Darqawi’s letters are peppered with vivid aphorisms handed down from earlier masters of the Shadhili lineage. For example, he quotes the Hikam (“wise sayings”) of the great thirteenth-century Sufi, Ibn Ata-Illah: “Since you know that the Devil will never forget you, it is your business not to forget Him who grasps you by the forelock.” As a footnote explains, this Arabic idiom refers to controlling a horse by grasping its forelock.
In other words, the way to defeat the Devil is to remember that one, God, who holds all power over you. Darqawi reinforces this point with a quote from his own master:
Our master used to say: “The true way to hurt the enemy is to be occupied with the love of the Friend; on the other hand, if you engage in war with the enemy, he will have obtained what he wanted from you and at the same time you will have lost the opportunity of loving the Friend.”

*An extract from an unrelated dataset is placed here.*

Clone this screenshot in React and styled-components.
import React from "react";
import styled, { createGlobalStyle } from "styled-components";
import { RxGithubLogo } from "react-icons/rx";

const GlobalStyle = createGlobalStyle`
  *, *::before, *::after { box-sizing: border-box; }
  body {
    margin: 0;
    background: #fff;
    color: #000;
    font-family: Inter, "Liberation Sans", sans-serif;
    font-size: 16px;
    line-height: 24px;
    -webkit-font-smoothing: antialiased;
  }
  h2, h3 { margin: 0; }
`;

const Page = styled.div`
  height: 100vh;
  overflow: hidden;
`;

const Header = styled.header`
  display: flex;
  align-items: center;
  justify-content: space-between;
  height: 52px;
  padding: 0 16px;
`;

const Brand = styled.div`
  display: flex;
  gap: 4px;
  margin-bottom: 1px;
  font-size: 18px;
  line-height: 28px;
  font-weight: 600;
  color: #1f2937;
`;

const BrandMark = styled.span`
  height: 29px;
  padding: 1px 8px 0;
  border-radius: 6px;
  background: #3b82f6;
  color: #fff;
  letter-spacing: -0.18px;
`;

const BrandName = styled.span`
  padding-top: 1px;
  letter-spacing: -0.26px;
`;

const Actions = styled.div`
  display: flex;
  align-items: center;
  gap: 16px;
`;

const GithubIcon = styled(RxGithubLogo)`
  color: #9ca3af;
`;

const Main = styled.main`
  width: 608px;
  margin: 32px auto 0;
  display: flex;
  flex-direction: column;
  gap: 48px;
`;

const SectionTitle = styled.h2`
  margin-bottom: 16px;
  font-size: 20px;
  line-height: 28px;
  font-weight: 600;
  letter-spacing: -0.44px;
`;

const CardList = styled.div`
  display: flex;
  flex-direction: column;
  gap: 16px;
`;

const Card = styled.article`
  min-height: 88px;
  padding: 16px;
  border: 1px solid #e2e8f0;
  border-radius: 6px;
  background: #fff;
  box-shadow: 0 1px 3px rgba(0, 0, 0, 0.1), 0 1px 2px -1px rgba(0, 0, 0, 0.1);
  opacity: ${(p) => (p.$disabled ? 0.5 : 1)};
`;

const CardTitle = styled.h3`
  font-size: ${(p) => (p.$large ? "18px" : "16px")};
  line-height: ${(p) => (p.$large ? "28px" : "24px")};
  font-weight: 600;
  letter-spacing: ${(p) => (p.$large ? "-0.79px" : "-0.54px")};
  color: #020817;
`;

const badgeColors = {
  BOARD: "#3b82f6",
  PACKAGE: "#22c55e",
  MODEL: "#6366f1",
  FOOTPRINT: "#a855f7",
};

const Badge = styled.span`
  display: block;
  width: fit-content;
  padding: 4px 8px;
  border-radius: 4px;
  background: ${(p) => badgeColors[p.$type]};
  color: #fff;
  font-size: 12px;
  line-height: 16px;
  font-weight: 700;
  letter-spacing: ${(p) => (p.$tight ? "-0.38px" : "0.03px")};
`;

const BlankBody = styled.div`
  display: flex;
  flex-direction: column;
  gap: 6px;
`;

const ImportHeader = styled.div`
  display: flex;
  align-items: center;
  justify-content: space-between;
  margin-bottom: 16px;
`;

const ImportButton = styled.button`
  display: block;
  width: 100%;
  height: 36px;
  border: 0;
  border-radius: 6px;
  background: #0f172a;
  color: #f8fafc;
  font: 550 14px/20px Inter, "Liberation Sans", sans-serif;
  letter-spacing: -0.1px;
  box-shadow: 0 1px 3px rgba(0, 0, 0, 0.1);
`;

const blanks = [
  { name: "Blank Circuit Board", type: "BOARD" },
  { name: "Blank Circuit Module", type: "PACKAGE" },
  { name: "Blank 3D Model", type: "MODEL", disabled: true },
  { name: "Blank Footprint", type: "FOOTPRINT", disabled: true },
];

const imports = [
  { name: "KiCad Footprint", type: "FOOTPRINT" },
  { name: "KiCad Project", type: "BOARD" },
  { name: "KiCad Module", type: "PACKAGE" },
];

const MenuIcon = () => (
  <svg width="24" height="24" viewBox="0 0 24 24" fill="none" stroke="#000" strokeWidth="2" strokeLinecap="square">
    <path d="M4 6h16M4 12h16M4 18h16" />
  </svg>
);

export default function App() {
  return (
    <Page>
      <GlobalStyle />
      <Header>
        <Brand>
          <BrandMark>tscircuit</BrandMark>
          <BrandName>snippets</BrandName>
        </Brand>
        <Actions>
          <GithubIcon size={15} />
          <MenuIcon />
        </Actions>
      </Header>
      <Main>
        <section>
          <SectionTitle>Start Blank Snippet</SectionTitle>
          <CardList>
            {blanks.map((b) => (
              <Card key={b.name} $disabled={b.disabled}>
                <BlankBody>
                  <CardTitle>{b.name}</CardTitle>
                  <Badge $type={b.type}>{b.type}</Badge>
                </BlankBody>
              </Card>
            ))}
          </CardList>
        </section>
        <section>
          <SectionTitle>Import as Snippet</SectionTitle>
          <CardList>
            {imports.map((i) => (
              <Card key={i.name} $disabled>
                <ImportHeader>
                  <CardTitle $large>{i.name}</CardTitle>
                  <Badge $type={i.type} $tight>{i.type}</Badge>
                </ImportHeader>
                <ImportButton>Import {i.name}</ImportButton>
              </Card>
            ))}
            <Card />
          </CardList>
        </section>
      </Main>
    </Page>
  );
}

Naturally, true submission – to give oneself over to the control of the Beloved – is not easy for the struggling disciple. As Darqawi says, “Dethronement of the ego is a necessary condition according to us and according to all Masters of the Way.”
Sometimes Darqawi illustrates his teaching with an easily understood, down-to-earth metaphor. To teach his disciple to choose his goal wisely and then persevere single-mindedly towards it, he writes:
I would like you not to be scattered in your love… We see that some people become attached now to one thing, now to another. They are like a man who tries to find water by digging a little here a little there and will die of thirst; whereas a man who digs deep in one spot, trusting in the Lord and relying on Him, will find water; he will drink and give others to drink… The Sufis used to say: Knock persistently at one door and many doors will be opened to you: submit to one Master and the multitude will submit to you.
Book reviews express the opinions of the reviewers and not of the publisher.